Officially certified educational documents
In addition to uploading electronic copies of your educational documents to your application, you must submit officially authenticated copies of your educational documents, if you have not completed your previous degrees in a Finnish university. If the documents are not in English, Finnish or Swedish, both the authenticated copies of the documents in their original language and an officially confirmed, complete and precise translation into one of the languages mentioned above are required.
In addition to the standard document requirements, educational documents issued in certain countries have more specific requirements for submission. Please go through the requirements carefully and check the country- specific requirements for your degree awarding country before applying. Please send your educational documents to Tampere University Admissions Office.
Prior to applying for admission, the applicant must contact the person-in-charge of the doctoral programme who will help in finding a suitable supervisor for the topic.
Instructions for writing a research plan
Your research plan may not exceed 6 pages. The margins must be 2.5 throughout, and the minimum font size is 12. Your research plan must include an appropriate list of references and a title page displaying your name and the title of your study. The title page and list of references are not included in the 6-page limit. The pages must be numbered.
Your research plan must demonstrate that you are sufficiently familiar with your research topic and the relevant existing body of knowledge. Your research plan must not only be logical and coherent but also concrete enough to enable a reviewer who may not be a subject specialist to assess its feasibility.
Your research plan must include the following information:
1. A summary of your research goals and research questions and a rationale explaining why your study is important
The summary introduces your reader to your topic, rationale and goals of your research. You must present your proposed topic and clearly explain why it is important. The rationale can be, for example, that your study will fill a gap in the existing body of knowledge or that the topic is important from a broader societal perspective or a practical perspective. What kind of knowledge are you looking to generate? What is the premise for your research?
2. Theoretical background and key concepts
What are the main theoretical starting points and the key concepts relating to your study?
3. Research problems and related research questions
A research topic is not the same as a research problem. When you are formulating your research problem, you must narrow down your topic, choose a perspective, become familiar with relevant literature and consider how your study will contribute to the existing body of knowledge.
Your research problem and related research questions must be as specific as possible. What is the knowledge that you are looking to generate? When formulating your research questions, remember that they must be answerable.
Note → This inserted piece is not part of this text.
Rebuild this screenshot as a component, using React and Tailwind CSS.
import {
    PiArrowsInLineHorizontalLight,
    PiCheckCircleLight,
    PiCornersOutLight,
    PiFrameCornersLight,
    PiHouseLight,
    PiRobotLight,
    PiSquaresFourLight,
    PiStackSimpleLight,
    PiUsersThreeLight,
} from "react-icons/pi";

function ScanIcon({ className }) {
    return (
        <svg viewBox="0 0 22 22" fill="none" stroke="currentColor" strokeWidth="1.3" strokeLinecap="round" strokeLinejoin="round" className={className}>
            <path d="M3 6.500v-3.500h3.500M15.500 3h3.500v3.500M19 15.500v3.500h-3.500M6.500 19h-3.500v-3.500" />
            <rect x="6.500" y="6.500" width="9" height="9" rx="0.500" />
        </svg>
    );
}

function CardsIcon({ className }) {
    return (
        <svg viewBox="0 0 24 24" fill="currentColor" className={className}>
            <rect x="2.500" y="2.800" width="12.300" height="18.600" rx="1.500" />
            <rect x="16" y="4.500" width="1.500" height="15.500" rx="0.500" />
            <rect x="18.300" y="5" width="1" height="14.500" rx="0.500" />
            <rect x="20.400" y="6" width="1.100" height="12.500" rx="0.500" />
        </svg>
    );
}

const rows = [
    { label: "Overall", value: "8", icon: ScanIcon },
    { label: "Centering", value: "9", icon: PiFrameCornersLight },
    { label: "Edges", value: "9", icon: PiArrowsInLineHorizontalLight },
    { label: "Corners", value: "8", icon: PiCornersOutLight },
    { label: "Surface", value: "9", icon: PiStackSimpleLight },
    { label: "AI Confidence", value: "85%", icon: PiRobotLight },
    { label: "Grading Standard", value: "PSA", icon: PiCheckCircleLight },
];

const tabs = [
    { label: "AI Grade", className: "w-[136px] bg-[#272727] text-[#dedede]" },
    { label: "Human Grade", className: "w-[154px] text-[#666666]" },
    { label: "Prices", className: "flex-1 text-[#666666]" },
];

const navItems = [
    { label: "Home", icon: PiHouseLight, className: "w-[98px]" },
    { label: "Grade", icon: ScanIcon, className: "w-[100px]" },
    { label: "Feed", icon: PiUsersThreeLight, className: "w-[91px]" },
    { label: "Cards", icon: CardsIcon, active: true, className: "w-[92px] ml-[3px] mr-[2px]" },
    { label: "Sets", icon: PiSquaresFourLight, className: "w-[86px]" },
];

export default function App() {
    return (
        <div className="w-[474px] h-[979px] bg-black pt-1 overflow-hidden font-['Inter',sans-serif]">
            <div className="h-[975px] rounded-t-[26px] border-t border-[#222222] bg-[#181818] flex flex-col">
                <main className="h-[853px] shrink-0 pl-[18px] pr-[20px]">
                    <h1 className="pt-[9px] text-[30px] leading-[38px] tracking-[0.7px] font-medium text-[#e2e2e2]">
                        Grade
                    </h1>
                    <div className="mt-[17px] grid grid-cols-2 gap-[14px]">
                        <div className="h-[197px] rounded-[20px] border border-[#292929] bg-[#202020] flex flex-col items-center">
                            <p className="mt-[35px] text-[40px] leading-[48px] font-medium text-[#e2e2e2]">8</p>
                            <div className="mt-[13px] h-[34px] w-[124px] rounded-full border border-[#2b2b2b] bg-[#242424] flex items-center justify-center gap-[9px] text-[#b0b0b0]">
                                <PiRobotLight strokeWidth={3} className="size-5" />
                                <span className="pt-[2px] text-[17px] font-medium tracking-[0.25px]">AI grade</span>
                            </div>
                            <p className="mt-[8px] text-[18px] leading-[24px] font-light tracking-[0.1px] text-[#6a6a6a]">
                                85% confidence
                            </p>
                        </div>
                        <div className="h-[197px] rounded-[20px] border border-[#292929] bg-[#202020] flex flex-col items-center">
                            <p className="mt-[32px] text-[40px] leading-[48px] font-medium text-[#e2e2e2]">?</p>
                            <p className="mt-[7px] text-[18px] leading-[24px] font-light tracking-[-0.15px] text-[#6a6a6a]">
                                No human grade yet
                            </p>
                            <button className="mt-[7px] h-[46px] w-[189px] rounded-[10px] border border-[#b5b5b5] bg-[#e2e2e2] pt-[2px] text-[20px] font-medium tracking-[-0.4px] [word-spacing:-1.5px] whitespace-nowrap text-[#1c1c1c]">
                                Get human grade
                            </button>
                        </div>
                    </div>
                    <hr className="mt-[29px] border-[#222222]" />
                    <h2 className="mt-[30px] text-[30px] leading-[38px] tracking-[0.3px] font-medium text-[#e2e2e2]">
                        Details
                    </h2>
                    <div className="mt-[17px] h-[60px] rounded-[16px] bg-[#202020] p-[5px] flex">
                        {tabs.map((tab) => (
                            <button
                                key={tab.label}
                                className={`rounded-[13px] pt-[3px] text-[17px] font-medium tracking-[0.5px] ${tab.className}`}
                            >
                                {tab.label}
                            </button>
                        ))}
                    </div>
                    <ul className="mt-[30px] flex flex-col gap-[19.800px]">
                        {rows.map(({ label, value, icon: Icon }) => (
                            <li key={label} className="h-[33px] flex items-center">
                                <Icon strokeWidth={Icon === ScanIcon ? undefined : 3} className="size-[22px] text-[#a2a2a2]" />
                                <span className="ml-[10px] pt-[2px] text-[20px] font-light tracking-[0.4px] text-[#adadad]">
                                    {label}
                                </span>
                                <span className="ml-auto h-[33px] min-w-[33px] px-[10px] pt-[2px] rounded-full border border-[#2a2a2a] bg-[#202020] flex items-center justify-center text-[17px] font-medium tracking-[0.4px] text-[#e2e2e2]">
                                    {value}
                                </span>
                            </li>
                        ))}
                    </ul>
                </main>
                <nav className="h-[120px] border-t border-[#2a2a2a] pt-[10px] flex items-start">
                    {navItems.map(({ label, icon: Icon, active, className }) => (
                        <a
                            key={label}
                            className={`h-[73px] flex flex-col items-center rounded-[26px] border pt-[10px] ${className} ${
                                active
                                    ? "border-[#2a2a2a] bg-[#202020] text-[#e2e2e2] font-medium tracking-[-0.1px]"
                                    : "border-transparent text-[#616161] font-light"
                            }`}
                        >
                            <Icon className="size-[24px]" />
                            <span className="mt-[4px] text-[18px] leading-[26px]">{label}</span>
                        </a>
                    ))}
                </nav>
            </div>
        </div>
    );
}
4. Description of the methodology, research methods and data to be collected
Your research plan must describe the knowledge your study is expected to generate and how you plan to address your research questions. If you propose to carry out an empirical study, your research plan should describe your research data and research methods in as much detail as possible, even though you may have to specify your plans later on. How will you access or collect data? How will you contact potential research subjects? How will data be analysed?
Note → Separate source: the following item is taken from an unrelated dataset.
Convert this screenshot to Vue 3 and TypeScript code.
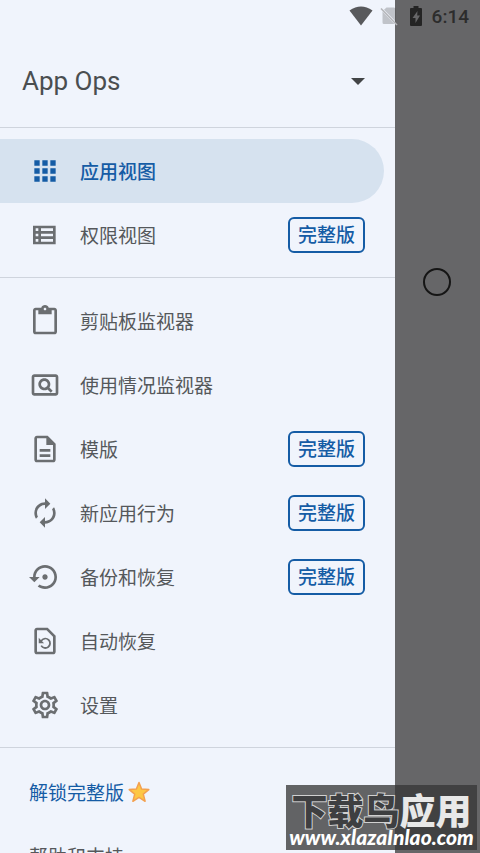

If you will be working on an artistic dissertation, your research plan must describe how the artistic/practical sections are connected to your overall study.
Any ethical issues relating to your study must be considered in advance.
- Guidelines issued by the Finnish Advisory Board on Research Integrity (TENK)
- The ethical principles of research with human participants and ethical review in the human sciences in Finland
5. Expected results and their novelty in relation to the existing body of knowledge
What is the new knowledge that your study is expected to generate? How and where could your findings be utilised?
6. Research schedule, resources and funding plan
You must draw up a schedule that indicates how and when you plan to carry out your study and how you will publish your findings (conference proceedings, journals, software release). Please be aware that you must adhere to the open science guidelines (https://www.avointiede.fi/en).
You can include a preliminary disposition of your study in your research plan. You must describe the resources you will need to conduct your research (such as a description of the current state of the research, the required research infrastructure, funding plan, supervisors, a description of the research environment and group, and a description of other necessary or planned collaborative activities).
If your dissertation is part of a larger whole (such as a consortium project) you must specify how your study depends on the results of different subprojects and who is responsible for completing the different sections. Your independent contribution to the research must be clearly described. Your description must also include a risk assessment in case, for example, the consortium is not able to complete an application that is critical for your study.
In addition, your research plan must briefly describe how you will fund your studies towards a doctoral degree and indicate whether you will study on a full-time or a part-time basis as well as include a list of your sources of funding, if applicable.
Interviews may also be used to aid the selection procedure; the interview assesses the applicant's abilities and suitability. Assessments of individual doctoral students are not made public.
The Faculty may restrict the number of its doctoral student intake based on insufficient supervision resources.
The selection results are announced before the beginning of the following term. The selections made in autumn 2020 are announced by 17 December, 2020.
An applicant who is dissatisfied with the student selection may submit a written request for reconsideration. Such requests must be submitted within 14 days of the declared announcement date. The request, together with the reasons, shall be addressed to: Tampere University, Faculty of Information Technology and Communication, tau [at] tuni.fi.
One study place per term provision
A person accepted at a Finnish university or a polytechnic may accept only one study place in a degree programme leading to a higher education degree during one academic term.
Confirmation of the right to enrol
Once an applicant has been granted the right to postgraduate studies, he/she must confirm the acceptance of the study place on 8 January 2021 at the latest, and register as a university student in the manner specified in the acceptance letter.
New doctoral students must enrol at the Registrar's Office. More detailed instructions on enrollment are enclosed with the letter of acceptance.
Doctoral students are required to re-enrol at the beginning of each academic year according to instructions given by the University. Only students enrolled as 'present' may pursue studies at the University.
Doctoral students who fail to enrol either as 'present' or 'absent' within the given deadline will lose their right to study and their right to use the computer services provided by the University. Should students later wish to continue their studies, they must make a written request to the Faculty requesting re-admission.